- Born: Ludwik Noss 25 January 1848 Chortkiv, Austrian Empire
- Died: 7 September 1913 (aged 65) Lviv, Austria-Hungary
- Education: University of Vienna

= Ludwik Noss =

Austrian public and educational figure (1848–1913)

Ludwik Noss (Людвіг Носс; 25 January 1848, in Chortkiv, Austrian Empire – 7 September 1913, in Lviv, Austria-Hungary) was an Austrian government official, philanthropist, public and educational figure. He was an imperial counselor, burgomaster of Chortkiv.

==Biography==
Ludwik Noss was born on 25 January 1848 in Chortkiv in the Austrian Empire to a pharmacist. He was baptized on 8 February. His godparents were Heronim Sadovskyi and Barbara Bushynska.

On 1 May 1863, Ludwik Noss officially started working in his father's pharmacy. In 1866, he passed the exam before the pharmacy commission with flying colors and was enrolled in a 3-year professional practice, and later became an assistant (1866—1869) at the pharmacy.

He attended school at the Chortkiv Dominican Monastery. After graduation, he became a co-owner of his father's pharmacy. He graduated from the nobleman's convivium (1866) and the state gymnasium (1868) in Ternopil.

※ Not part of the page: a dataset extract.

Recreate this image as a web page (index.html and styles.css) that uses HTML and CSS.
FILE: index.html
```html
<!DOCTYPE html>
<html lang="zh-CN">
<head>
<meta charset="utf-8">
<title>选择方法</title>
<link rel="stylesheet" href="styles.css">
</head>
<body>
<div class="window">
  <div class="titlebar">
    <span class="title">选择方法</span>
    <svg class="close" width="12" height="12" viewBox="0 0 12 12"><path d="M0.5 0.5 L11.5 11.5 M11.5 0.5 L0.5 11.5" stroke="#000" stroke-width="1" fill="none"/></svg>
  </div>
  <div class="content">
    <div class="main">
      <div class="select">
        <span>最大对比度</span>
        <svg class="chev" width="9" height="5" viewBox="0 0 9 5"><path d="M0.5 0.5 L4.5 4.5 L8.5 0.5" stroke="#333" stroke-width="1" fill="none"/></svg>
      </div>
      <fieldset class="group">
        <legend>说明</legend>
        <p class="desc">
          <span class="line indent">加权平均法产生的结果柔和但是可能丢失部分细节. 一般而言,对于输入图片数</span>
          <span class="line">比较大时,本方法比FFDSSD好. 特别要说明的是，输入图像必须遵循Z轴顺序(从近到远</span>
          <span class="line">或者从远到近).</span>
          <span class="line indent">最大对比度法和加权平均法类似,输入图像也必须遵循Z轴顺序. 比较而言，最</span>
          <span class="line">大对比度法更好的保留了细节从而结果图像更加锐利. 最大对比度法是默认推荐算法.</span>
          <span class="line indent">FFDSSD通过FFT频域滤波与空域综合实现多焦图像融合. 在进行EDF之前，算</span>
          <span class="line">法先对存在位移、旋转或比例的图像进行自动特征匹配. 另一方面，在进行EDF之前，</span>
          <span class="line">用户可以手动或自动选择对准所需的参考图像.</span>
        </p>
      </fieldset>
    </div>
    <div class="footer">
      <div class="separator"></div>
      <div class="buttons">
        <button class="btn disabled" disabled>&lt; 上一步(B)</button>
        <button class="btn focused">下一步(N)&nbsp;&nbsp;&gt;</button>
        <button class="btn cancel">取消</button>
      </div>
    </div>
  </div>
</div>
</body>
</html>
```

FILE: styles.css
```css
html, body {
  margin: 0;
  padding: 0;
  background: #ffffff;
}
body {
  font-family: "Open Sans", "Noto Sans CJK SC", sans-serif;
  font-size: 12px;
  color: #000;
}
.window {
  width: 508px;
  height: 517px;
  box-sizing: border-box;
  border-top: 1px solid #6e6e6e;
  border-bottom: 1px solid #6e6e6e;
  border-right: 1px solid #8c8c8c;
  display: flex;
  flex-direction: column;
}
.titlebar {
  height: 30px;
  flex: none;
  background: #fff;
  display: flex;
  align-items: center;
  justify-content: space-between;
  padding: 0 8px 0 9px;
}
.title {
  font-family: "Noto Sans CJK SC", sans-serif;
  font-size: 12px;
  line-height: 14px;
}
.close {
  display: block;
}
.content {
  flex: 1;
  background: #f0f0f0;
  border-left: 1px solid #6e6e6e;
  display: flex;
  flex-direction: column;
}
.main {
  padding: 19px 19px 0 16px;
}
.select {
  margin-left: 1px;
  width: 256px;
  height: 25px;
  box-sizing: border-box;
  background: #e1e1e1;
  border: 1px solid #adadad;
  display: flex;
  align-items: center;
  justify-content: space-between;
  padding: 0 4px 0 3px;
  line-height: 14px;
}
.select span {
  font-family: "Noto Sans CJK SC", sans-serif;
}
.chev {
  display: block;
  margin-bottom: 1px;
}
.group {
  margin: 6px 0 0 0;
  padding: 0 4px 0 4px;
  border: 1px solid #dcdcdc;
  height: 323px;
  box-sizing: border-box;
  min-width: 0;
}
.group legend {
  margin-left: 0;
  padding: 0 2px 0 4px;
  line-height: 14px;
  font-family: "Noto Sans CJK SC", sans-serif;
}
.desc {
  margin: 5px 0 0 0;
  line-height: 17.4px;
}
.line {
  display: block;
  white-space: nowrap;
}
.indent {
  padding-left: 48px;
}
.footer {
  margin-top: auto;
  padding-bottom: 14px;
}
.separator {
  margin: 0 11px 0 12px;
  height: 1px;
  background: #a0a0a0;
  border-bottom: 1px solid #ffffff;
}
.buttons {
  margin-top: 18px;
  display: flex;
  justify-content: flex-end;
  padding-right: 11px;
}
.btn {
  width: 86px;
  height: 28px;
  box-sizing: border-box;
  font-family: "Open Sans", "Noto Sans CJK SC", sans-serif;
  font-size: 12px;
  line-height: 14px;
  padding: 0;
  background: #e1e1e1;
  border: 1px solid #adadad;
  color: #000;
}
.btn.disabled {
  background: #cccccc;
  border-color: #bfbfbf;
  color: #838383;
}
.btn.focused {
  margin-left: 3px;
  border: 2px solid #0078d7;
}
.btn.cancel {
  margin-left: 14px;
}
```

He received a master's degree in pharmacy from the University of Vienna (1871). After his studies, he returned to Chortkiv, where he owned a monopoly pharmacy (now Aptechna Street, 4) and was engaged in pharmacy business.

He worked as a cashier (1875—1877, 1884–1887) in the city government of Chortkiv. In 1883, 1888—1913 he was the burgomaster of Chortkiv.

While in this position, he built the Rudkova Balka water intake (1901) and founded a women's seminary (1908); built a new church on the site of the old one, the city hall with a clock tower, the premises of the powiat, county, and city courts, a bank, the premises of the railway station, pharmacies, the premises of the Polish gymnastic society "Sokil", a post office, etc.; Mickiewicza, Rynok, and Koliiova streets were paved.

On 3 July 1887, he headed a delegation from the Chortkiv Powiat Council that took part in celebrations at the Lviv courtyard on the occasion of the arrival of Crown Prince Rudolf of Austria to Galicia. He personally greeted the emperor on behalf of the Chortkiv delegation. And then he accompanied the distinguished guests to Chortkiv. On 7 July of the same year, Crown Prince Rudolf arrived in the city to inspect the newly built railway yards (station buildings).

In September 1906, he ordered the gendarmes to destroy leaflets posted around the city that spoke of the disruption of the elections in the Exile and criticized the Austrian electoral system.

Member of the c.-c. Member of the Chortkiv school powiat council, Buchach-Chortkiv-Zalishchyky department of the Galician Economic Society in Lviv (Galicyjskie Towarzystwo Gospodarskie we Lwowie; 1882–1887, 1888), the Stanisław Staszyc Society (1889), the representative body of the city communes (1889). Stanisław Staszyc (1889); representative of the city gmina (1885—1913), a branch of the representative body (1891—1894, 1905–1913) and deputy member of the branch (1885—1890, 1898–1904) of the Chortkiv Powiat Council; Secondary School Association (1909, 1910, 1911, 1912).

He was engaged in education and patronage, in particular, he supported all religious denominations and churches in Chortkiv. He promoted the organization of evenings in memory of poets, including Adam Mickiewicz. He was interested in the development of architecture, painting, and literature.

Noss was fluent in German, Polish, Ukrainian, and knew Latin.

Noss died on 7 September 1913 in a Lviv hotel. He was buried on 11 September 1913 in Chortkiv. In 1995, when representatives of the Polish state made the "Description of topographic graves in the cemetery in Chortkiv", the seventh grave of Noss was listed in the second sector of the cemetery under number seven. In 2020, Petro Fedoryshyn and others tried in vain to find it, but later found and restored it.

==Awards==
- Honorary citizen of Chortkiv (1896)
- Golden Cross of Merit with a crown (1897)
- Order of Franz Joseph, III class (1912)

==Memory==
One of Chortkiv's streets is named after Ludwik Noss.